After fixing the high clouds, I went in to burn down the highlights in the cumulus cloud so we could see the detail of its fluffy little rolls.  This parallels exactly with dodging and burning in the darkroom, although I have better control in Lightroom than even in Photoshop over this process.  This was probably the longest part of the whole process…  getting the burn to just the right level and trying to stay inside the lines (flashes of being scolded for not doing it in kindergarten suddenly fill my brain) with the brush weren’t easy.
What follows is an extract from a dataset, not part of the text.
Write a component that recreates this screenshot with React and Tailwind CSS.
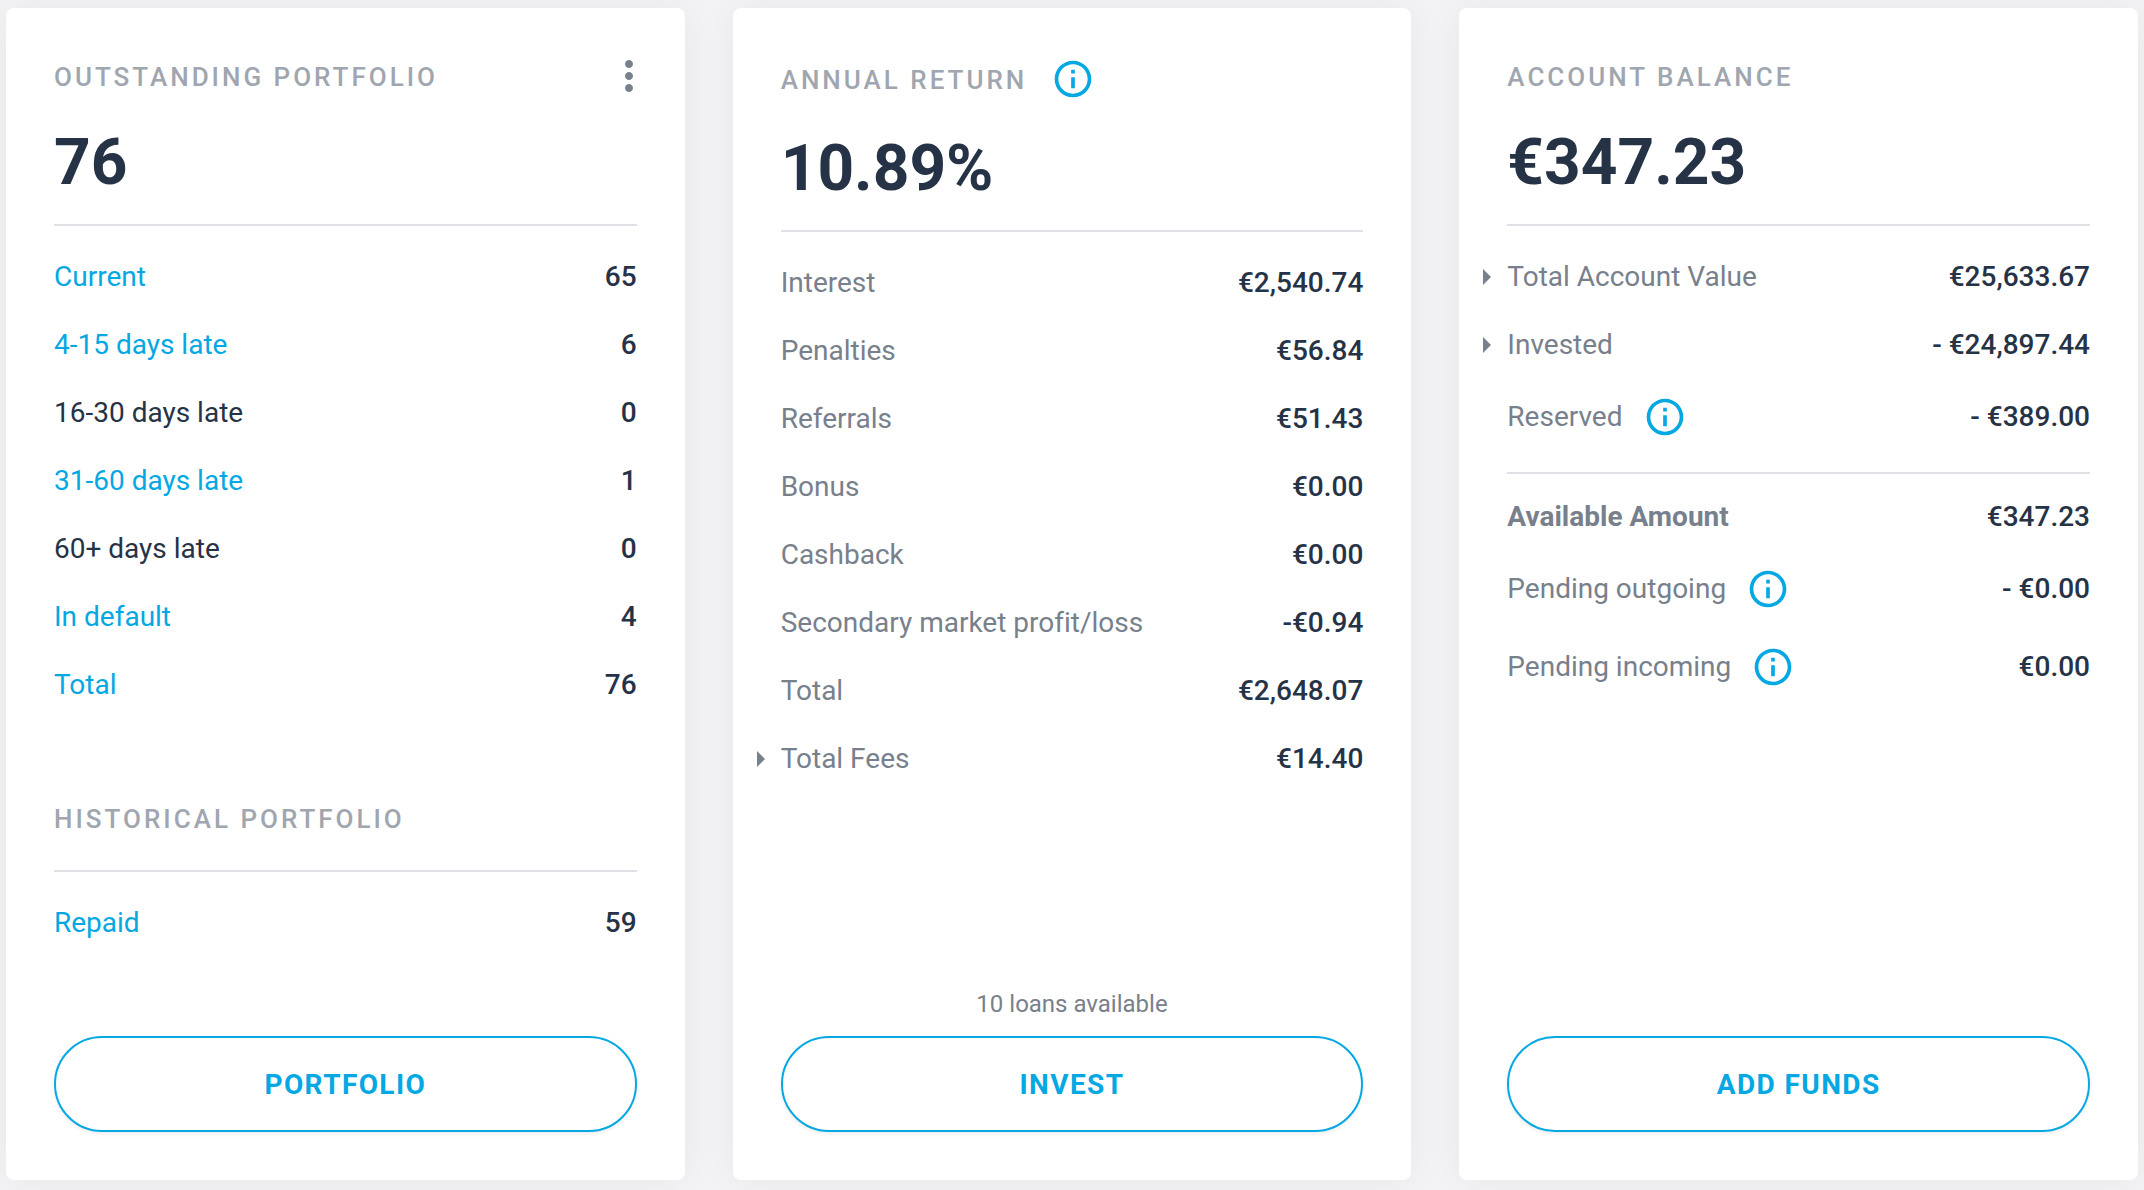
import React from 'react';
import { MdInfoOutline, MdMoreVert } from 'react-icons/md';

const outstanding = [
  { label: 'Current', value: '65', link: true },
  { label: '4-15 days late', value: '6', link: true },
  { label: '16-30 days late', value: '0' },
  { label: '31-60 days late', value: '1', link: true },
  { label: '60+ days late', value: '0' },
  { label: 'In default', value: '4', link: true },
  { label: 'Total', value: '76', link: true },
];

const returns = [
  { label: 'Interest', value: '€2,540.74' },
  { label: 'Penalties', value: '€56.84' },
  { label: 'Referrals', value: '€51.43' },
  { label: 'Bonus', value: '€0.00' },
  { label: 'Cashback', value: '€0.00' },
  { label: 'Secondary market profit/loss', value: '-€0.94' },
  { label: 'Total', value: '€2,648.07' },
  { label: 'Total Fees', value: '€14.40', expandable: true },
];

const balance = [
  { label: 'Total Account Value', value: '€25,633.67', expandable: true },
  { label: 'Invested', value: '- €24,897.44', expandable: true },
  { label: 'Reserved', value: '- €389.00', info: true },
];

const available = [
  { label: 'Available Amount', value: '€347.23', strong: true },
  { label: 'Pending outgoing', value: '- €0.00', info: true },
  { label: 'Pending incoming', value: '€0.00', info: true },
];

function InfoButton({ label }) {
  return (
    <button type="button" aria-label={`About ${label}`} className="text-[#05a8e3]">
      <MdInfoOutline className="size-11" />
    </button>
  );
}

function RowLabel({ row }) {
  if (row.link) {
    return <a href="#" className="text-[#05a8e3]">{row.label}</a>;
  }
  if (row.expandable) {
    return (
      <button type="button" aria-expanded="false" className="-ml-6 flex items-center gap-4">
        <svg viewBox="0 0 8 16" className="h-4 w-2 fill-current">
          <path d="M0 0 L8 8 L0 16 Z" />
        </svg>
        {row.label}
      </button>
    );
  }
  return <span className={row.strong ? 'font-bold' : ''}>{row.label}</span>;
}

function RowList({ rows, color = 'text-[#78808c]' }) {
  return (
    <dl>
      {rows.map((row) => (
        <div
          key={row.label}
          className={`${row.info ? 'h-[78px]' : 'h-[68px] pt-0.5'} flex items-center justify-between text-[28px]`}
        >
          <dt className={`${color} flex items-center gap-5`}>
            <RowLabel row={row} />
            {row.info && <InfoButton label={row.label} />}
          </dt>
          <dd className="font-medium text-[#263346]">{row.value}</dd>
        </div>
      ))}
    </dl>
  );
}

function Title({ children }) {
  return (
    <h2 className="pt-0.5 text-[26px] leading-[38px] font-medium tracking-[3px] text-[#a0a6af] uppercase">
      {children}
    </h2>
  );
}

function Amount({ children }) {
  return (
    <p className="mt-7 border-b-2 border-[#e0e1e6] pb-[22px] text-[64px] leading-[78px] font-bold text-[#263346]">
      {children}
    </p>
  );
}

function Card({ action, note, children }) {
  return (
    <section className="flex flex-col rounded-lg bg-white p-12 shadow-[0_0_40px_rgba(0,0,0,0.05)]">
      {children}
      <div className="mt-auto text-center">
        {note && <p className="mb-3 text-2xl leading-10 text-[#78808c]">{note}</p>}
        <button
          type="button"
          className="h-24 w-full rounded-full border-2 border-[#05a8e3] bg-white pt-0.5 text-[28px] font-bold tracking-[0.05em] text-[#05a8e3] uppercase shadow-[0_2px_4px_rgba(0,0,0,0.08)]"
        >
          {action}
        </button>
      </div>
    </section>
  );
}

function App() {
  return (
    <main className="grid min-h-screen grid-cols-3 gap-12 bg-[#f3f3f5] px-1.5 pt-2 pb-2.5 font-['Roboto',sans-serif] [font-variant-ligatures:none]">
      {/* Outstanding portfolio */}
      <Card action="Portfolio">
        <div className="flex items-center justify-between">
          <Title>Outstanding portfolio</Title>
          <button type="button" aria-label="More options" className="-my-1 -mr-4 text-[#78808c]">
            <MdMoreVert className="size-12" />
          </button>
        </div>
        <Amount>76</Amount>
        <div className="mt-4">
          <RowList rows={outstanding} color="text-[#263346]" />
        </div>
        <div className="mt-20 border-b-2 border-[#e0e1e6] pb-8">
          <Title>Historical portfolio</Title>
        </div>
        <div className="mt-4">
          <RowList rows={[{ label: 'Repaid', value: '59', link: true }]} />
        </div>
      </Card>

      {/* Annual return */}
      <Card action="Invest" note="10 loans available">
        <div className="flex items-center gap-6 py-px">
          <Title>Annual return</Title>
          <InfoButton label="Annual return" />
        </div>
        <Amount>10.89%</Amount>
        <div className="mt-4">
          <RowList rows={returns} />
        </div>
      </Card>

      {/* Account balance */}
      <Card action="Add funds">
        <Title>Account balance</Title>
        <Amount>€347.23</Amount>
        <div className="mt-4">
          <RowList rows={balance} />
        </div>
        <div className="mt-4 border-t-2 border-[#e0e1e6] pt-2">
          <RowList rows={available} />
        </div>
      </Card>
    </main>
  );
}

export default App;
I went digital again with the final tweaks.  The sun on the grass gave it a tonal range that was quite close to the clouds in the sky, but there were some shadows in there.  I needed to tweak the color levels to get the tonal range on the ground just right.  The very last thing I did was crop the image a little to bring a little more balance to the composition.  All told, I spent about an hour on this particular image and I achieved full dynamic range.

The result is “Marduk’s Garrison” (click to embiggen):

What can I say?  The digital toolbox is awesome!

I know why I had the camera set on center-weighted average metering – I took something earlier that was a low contrast scene and in those center-weighted often gives a better reading than the multi-point metering in those situations.  I just forgot to put it back to multi-point metering.  I’m wondering, though, if a knowledge of the zone system would have helped me perhaps get the image closer to what I saw when I made the capture.  At any rate, I’m looking forward to experimenting.

Well, everyone, it is time for me to get some sleep.  You all have a wonderful weekend and GO TEXANS!